In Kinetic India, one of their recent models, the Zing, was an idea that came from one of their employees. He suggested that the mobike must have a mobile charger built in it. The idea was innovative and was highly appreciated. The research and development (R&D) team researched and implemented the idea.
When intrapreneurs believe in change and do not fear failure, they discover new ideas and look for such opportunities that can benefit the whole organization. The job of an intrapreneur is extremely challenging; hence they are appreciated and rewarded by the organisation accordingly. From past decade, innovation and creativity has become a trend that large corporations look out for intrapreneurs, to bring operational excellence and gain competitive advantage. A big part of driving an entrepreneurial culture is to foster innovations.
Organizations must empower people. People must feel empowered to take the lead and create positive change. Culture is a shared phenomenon, and although leaders play a key role in shaping it, they set examples by their behavior.

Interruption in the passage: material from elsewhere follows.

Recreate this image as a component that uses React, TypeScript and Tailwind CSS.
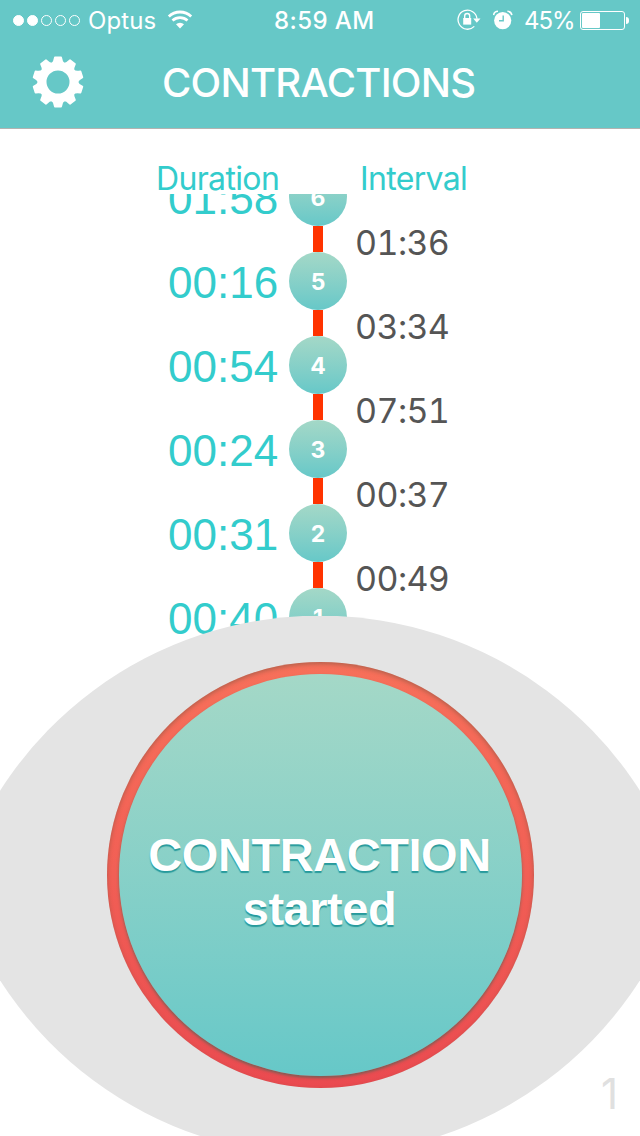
import { clsx } from "clsx"

const contractions = [
  { id: 6, duration: "01:58", interval: "01:36" },
  { id: 5, duration: "00:16", interval: "03:34" },
  { id: 4, duration: "00:54", interval: "07:51" },
  { id: 3, duration: "00:24", interval: "00:37" },
  { id: 2, duration: "00:31", interval: "00:49" },
  { id: 1, duration: "00:40", interval: null },
]

const teeth = [0, 36, 72, 108, 144, 180, 216, 252, 288, 324]

const GearIcon = () => (
  <svg width="52" height="52" viewBox="-26 -26 52 52" fill="white">
    <circle r="16" fill="none" stroke="white" strokeWidth="9" />
    {teeth.map((angle) => (
      <path key={angle} d="M-6.6 -18.5 Q-4.6 -20.5 -4 -24.6 Q-3.9 -25.5 -3 -25.5 H3 Q3.9 -25.5 4 -24.6 Q4.6 -20.5 6.6 -18.5Z" transform={`rotate(${angle})`} />
    ))}
  </svg>
)

const WifiIcon = () => (
  <svg width="26" height="20" viewBox="0 0 26 20" fill="none" stroke="white">
    <path d="M1.8 6.4 A16.4 16.4 0 0 1 24.2 6.4" strokeWidth="2.8" />
    <path d="M5.5 10.6 A11 11 0 0 1 20.5 10.6" strokeWidth="2.7" />
    <path d="M9 14.3 A5.7 5.7 0 0 1 17 14.3 L13 18.5Z" fill="white" stroke="none" />
  </svg>
)

const LockIcon = () => (
  <svg width="24" height="22" viewBox="0 0 24 22" fill="none" stroke="white">
    <path d="M20 9.8 A9.5 9.5 0 1 0 17.3 17.4" strokeWidth="1.3" />
    <path d="M16.2 9.6 H23.5 L19.8 13.7Z" fill="white" stroke="none" />
    <rect x="6.2" y="9" width="8" height="6.6" fill="white" stroke="none" />
    <path d="M7.7 9.3 V7 A2.5 2.5 0 0 1 12.7 7 V9.3" strokeWidth="1.4" />
  </svg>
)

const AlarmIcon = () => (
  <svg width="20" height="20" viewBox="0 0 20 20">
    <circle cx="9.7" cy="10.6" r="8.6" fill="white" />
    <path d="M10.2 5.4 V10.8 H6" fill="none" stroke="#66c8c7" strokeWidth="1.4" />
    <path d="M.6 5.1 Q1.2 1.4 5 1.3 M14.4 1.3 Q18.2 1.4 18.9 5.1" fill="none" stroke="white" strokeWidth="1.6" />
  </svg>
)

const StatusBar = () => (
  <div className="flex h-10 items-center pl-[13px] pr-[10px] text-[24px] leading-none">
    <div className="flex w-[261px] items-center">
      <div className="flex gap-[3px]">
        {[true, true, false, false, false].map((filled, i) => (
          <div key={i} className={clsx("size-[11px] rounded-full border border-white", filled && "bg-white")} />
        ))}
      </div>
      <span className="ml-[8px] w-[72px] pt-[2px] tracking-[0.1px]">Optus</span>
      <div className="ml-[7px]">
        <WifiIcon />
      </div>
    </div>
    <span className="w-[183px] whitespace-nowrap pt-[2px] font-medium tracking-[0.4px]">8:59 AM</span>
    <LockIcon />
    <div className="ml-[12px]">
      <AlarmIcon />
    </div>
    <span className="ml-[11px] w-[56px] whitespace-nowrap pt-[2px] tracking-[-1.1px]">45%</span>
    <div className="flex shrink-0 items-center">
      <div className="h-[19px] w-[45px] rounded-[3px] border border-white p-[1px]">
        <div className="h-full w-[18px] rounded-[1px] bg-white" />
      </div>
      <div className="ml-[1px] h-[7px] w-[3px] rounded-r-full bg-white" />
    </div>
  </div>
)

const App = () => {
  return (
    <div className="flex h-[1136px] w-[640px] flex-col overflow-hidden bg-white font-['Inter',sans-serif]">
      <header className="h-[129px] shrink-0 border-b border-[#b3b3b1] bg-[#66c8c7] text-white">
        <StatusBar />
        <div className="flex h-[84px] items-center pl-8">
          <button>
            <GearIcon />
          </button>
          <h1 className="ml-[78px] pt-px text-[40px] font-medium leading-none tracking-[-0.75px]">CONTRACTIONS</h1>
        </div>
      </header>

      {/* Column labels */}
      <div className="flex h-[65px] shrink-0 items-start pl-[156px] pt-[34px] text-[32px] leading-[32px] tracking-[-0.65px] text-[#33cccc]">
        <span className="w-[204px]">Duration</span>
        <span>Interval</span>
      </div>

      {/* Timeline */}
      <div className="h-[466px] shrink-0 overflow-hidden">
        <div className="-mt-[26px]">
          {contractions.map((item) => (
            <div key={item.id} className="flex h-[84px] pl-[168px]">
              <div className="w-[121px] pt-[9px] font-['Liberation_Sans',sans-serif] text-[44px] leading-[44px] text-[#33cccc]">
                {item.duration}
              </div>
              <div className="flex w-[58px] flex-col items-center">
                <div className="flex size-[58px] shrink-0 items-center justify-center rounded-full bg-linear-to-b from-[#a4d8c7] to-[#66c8c8] pt-[2px] text-[23px] font-bold text-white">
                  {item.id}
                </div>
                {item.interval && <div className="h-[26px] w-[10px] bg-[#ff3300]" />}
              </div>
              <div className="ml-[8px] mt-[58px] text-[34px] leading-[34px] tracking-[-0.6px] tabular-nums text-[#555555]">{item.interval}</div>
            </div>
          ))}
        </div>
      </div>

      {/* Start / stop button */}
      <div className="relative -mt-[44px] h-[520px] shrink-0">
        <svg className="absolute left-0 top-0" width="640" height="520" viewBox="0 0 640 520">
          <path d="M-43.7 269.5 A380 380 0 0 1 683.7 269.5 A380 380 0 0 1 -43.7 269.5Z" fill="#e4e4e4" />
        </svg>
        <div className="relative flex justify-center pl-px pt-[46px]">
          <button className="h-[426px] w-[427px] rounded-full bg-linear-to-b from-[#f7705a] via-[#f15f55] to-[#ea4a50] p-[12px] shadow-[inset_0_2px_4px_rgba(100,80,60,0.45)]">
            <div className="flex h-full flex-col items-center justify-center rounded-full bg-linear-to-b from-[#a4d8c7] to-[#66c8c8] pr-[2px] pt-[13px] font-['Liberation_Sans',sans-serif] text-[47px] font-bold leading-[54px] tracking-[-0.45px] text-white shadow-[0_2px_3px_rgba(80,100,85,0.7)] [text-shadow:0_2px_1px_#279a9c]">
              <span>CONTRACTION</span>
              <span>started</span>
            </div>
          </button>
        </div>
        <span className="absolute bottom-[21px] right-[22px] text-[42px] leading-[42px] text-[#e0e0e0]">1</span>
      </div>
    </div>
  )
}

export default App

Creative and effective organizations do not emerge by accident. They require leaders to drive and control deliberate changes in structure, culture, and processes in order to transform them into creative, effective, and productive ones. Even though many organizations look for competitive advantage in their structure, strategy, technology, and culture, leadership is the most important source of competitive advantage. Organizational leaders usually decide what happens in the organization and give the direction, vision, and momentum that bring success. Therefore, leaders are the catalyst that create and manage the entrepreneurial culture.